I gather that at this point the T2 is only available on a very limited bases in Sweden. i hope it proves successful enough to be expanded to a world market.

Ken

Jan

Ken, Elden, on Tormek web page http://tormek-prokitchen.com/ you can find PDF leaflet for T2 written in Swedish. The page informs, that T2 is sold in Sweden through Martin & Servera, the leading wholesaler for the catering industry in Sweden.

Jan

Ken S

Good researching, Jan.

If you copy paste the pdf into google translate, you can get a fairly good translation of the document in many languages, including Czech.

Ken

Elden

Thanks Jan  and Ken.. The tapered honing wheel is interesting.
Elden

Ken S

Elden,

The tapered honing is an interesting feature. I think it could be very useful for cutlery and a nuisance for almost everything else!

Ken

Jan

The new T2 is cool.  :)  For me it has three interesting features: the fine diamond wheel, the tapered honing wheel and the new knife jig – spring clamp.

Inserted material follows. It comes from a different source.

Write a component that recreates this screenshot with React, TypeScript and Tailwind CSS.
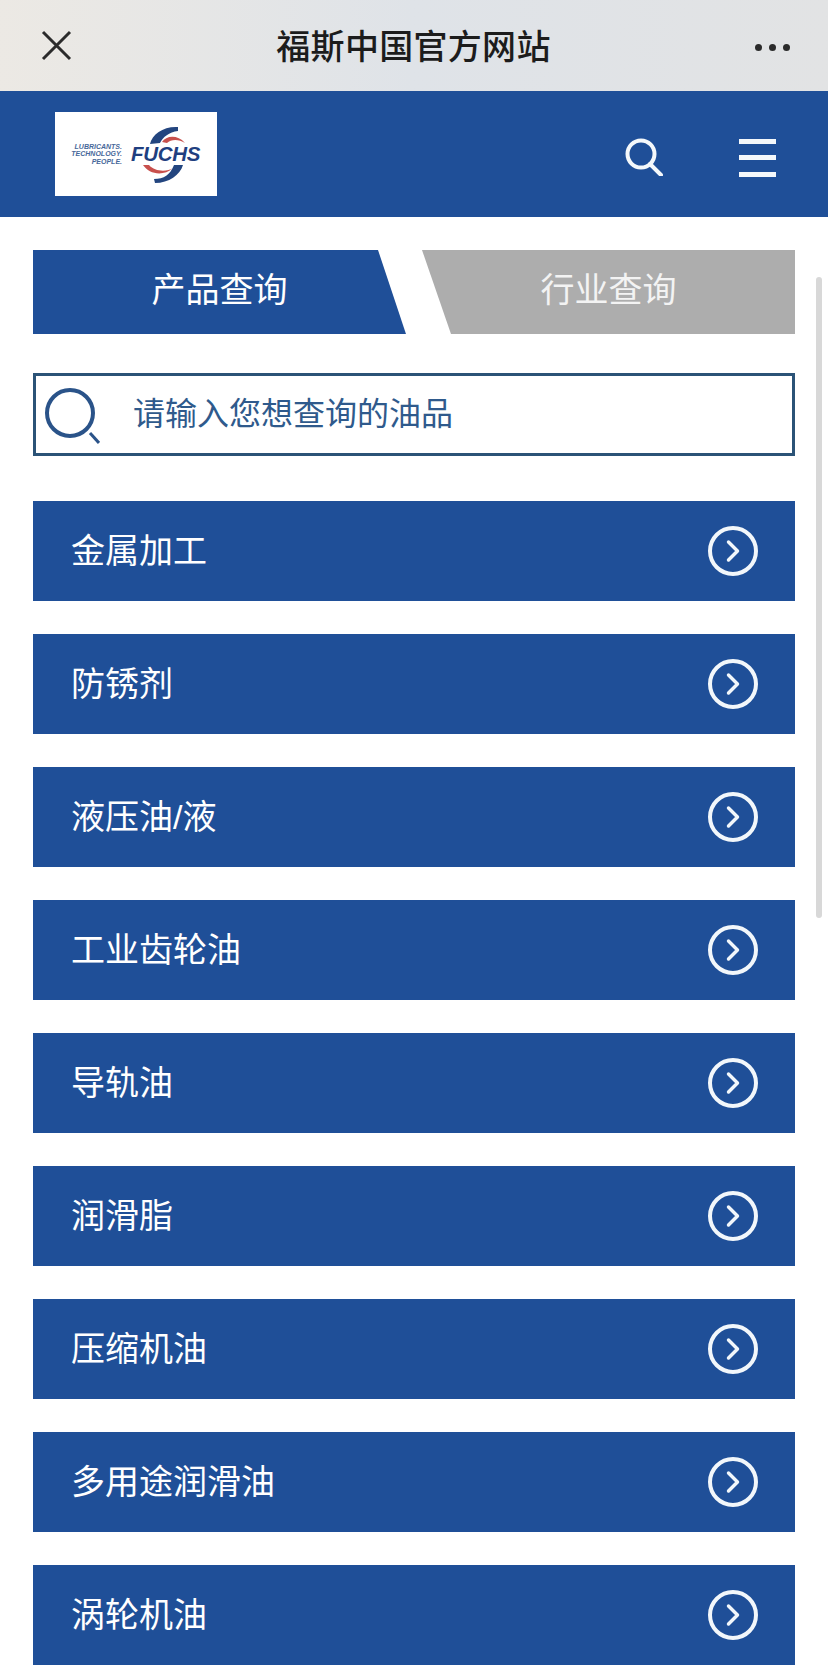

The tapered honing wheel should enable honing long knives without grindstone removal. It probably works without honing compound.

Jan

Magnus Sundqvist

I put the diamond wheel from the T-2 on a T-4 to try it out with some jigs and man that thing can eat steel!
The knife had a quite nasty damage of 2,2 x 4 (mm) so quite a lot of steel needed to be grinded of.
It took just minutes...
The knife was a Shun chef 8'.
Product Manager at www.sundqvist.se

Jan

Thanks for your post Magnus. It is god to know, that the diamond wheel is good for reshaping knifes.  :)  Hopefully, it will not wear out too quickly.